最後になりますが今大会はオーストラリアとニュージーランドというそれぞれ独特の先住民文化がある国々での共催ということで試合前のWelcome to country(ニュージーランドではこの名称使うのかな)にはほぼ毎回先住民の楽器が登場しました。オーストラリアではディジュリドゥ、ニュージーランドでは法螺貝が試合開始前のセレモニーで演奏され、特に国外から来た人には普段あまり聞かない楽器の音を耳にすることができたと思います。私もディジュリドゥに親しみはあっても法螺貝の音をちゃんと聞くのはほぼ初めてだったかも。Fan festival会場の音楽イベントでも先住民の音楽の披露があって実は近いようでかなり違うこの2つの国の伝統文化を体験する機会となりました。

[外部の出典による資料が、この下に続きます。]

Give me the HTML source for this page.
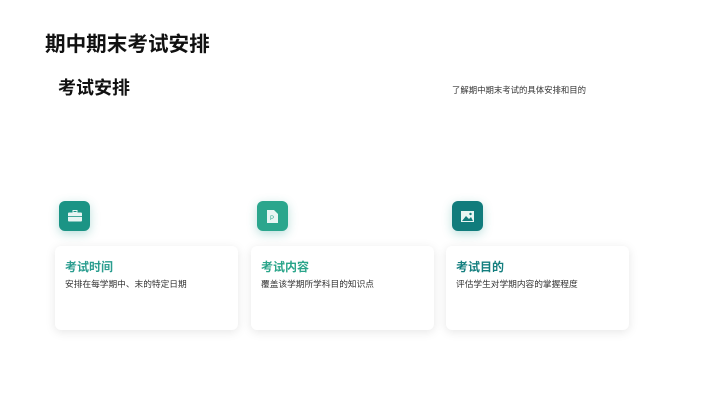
<!DOCTYPE html>
<html><head><meta charset="utf-8"><style>
*{margin:0;padding:0;box-sizing:border-box}
body{width:720px;height:404px;background:#fff;position:relative;overflow:hidden;font-family:"Liberation Sans","Noto Sans CJK SC",sans-serif;color:#222}
.t1{position:absolute;left:45px;top:32px;font-size:20.6px;font-weight:bold;color:#111;line-height:26px}
.t2{position:absolute;left:58px;top:77px;font-size:18px;font-weight:bold;color:#111;line-height:22px}
.t3{position:absolute;left:452px;top:84px;font-size:8.4px;color:#333;line-height:12px}
.ic{position:absolute;top:201px;width:31px;height:30px;border-radius:6px;box-shadow:0 3px 10px rgba(30,150,140,.3);display:flex;align-items:center;justify-content:center}
.card{position:absolute;top:246px;width:183px;height:84px;background:#fff;border-radius:6px;box-shadow:0 2px 10px rgba(0,0,0,.1);padding:13px 0 0 10px}
.card h3{font-size:12px;font-weight:bold;line-height:16px}
.card p{font-size:8.7px;color:#333;margin-top:4px;line-height:11px}
</style></head><body>
<div class="t1">期中期末考试安排</div>
<div class="t2">考试安排</div>
<div class="t3">了解期中期末考试的具体安排和目的</div>

<div class="ic" style="left:59px;background:#1b9485"><svg width="14" height="12" viewBox="0 0 14 12"><rect x="5" y="0.5" width="4" height="2" fill="none" stroke="#e8f5f3" stroke-width="1"/><rect x="0" y="2.5" width="14" height="9" rx="1" fill="#e8f5f3"/><rect x="0" y="6" width="14" height="0.8" fill="#1b9485"/></svg></div>
<div class="ic" style="left:257px;background:#2ba68d"><svg width="11" height="13" viewBox="0 0 11 13"><path d="M0 0H7L11 4V13H0Z" fill="#e8f5f3"/><text x="3" y="10" font-size="6" fill="#2ba68d" font-family="Liberation Sans">P</text></svg></div>
<div class="ic" style="left:452px;background:#117c7c"><svg width="13" height="11" viewBox="0 0 13 11"><rect x="0" y="0" width="13" height="11" fill="#e8f5f3"/><path d="M1 10L5 5L8 8L10 6L12 10Z" fill="#117c7c"/><circle cx="9.5" cy="3" r="1.2" fill="#117c7c"/></svg></div>

<div class="card" style="left:55px"><h3 style="color:#2a9d8f">考试时间</h3><p>安排在每学期中、末的特定日期</p></div>
<div class="card" style="left:251px"><h3 style="color:#2aa58a">考试内容</h3><p>覆盖该学期所学科目的知识点</p></div>
<div class="card" style="left:446px"><h3 style="color:#147f7f">考试目的</h3><p>评估学生对学期内容的掌握程度</p></div>
</body></html>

この記事であまり触れなかったポピュラー音楽方面でのつながりも含めワールドカップはサッカーと音楽のつながりをまた強く感じることができるイベントでした。むしろもっとそのつながりを色んな方面で強く意識して活かすのも見てみたいなあ、と素人ながらに思ったり。今回は特に事前の予測よりはるかに多くの人を巻き込んで予想外のでっかさになったという経緯もあるので中の人間が成長してつんつるてんになった腹みたいな感じもあるのかな、とも思いますが。次回似たようなイベントをオーストラリア(とニュージーランド)で開催するようなことがあったらサッカーそのもの以外の要素も積極的に楽しみたいですしそうできるようなイベント内容になってるといいな。いつになるかわかりませんが。参加できるうちに一回は。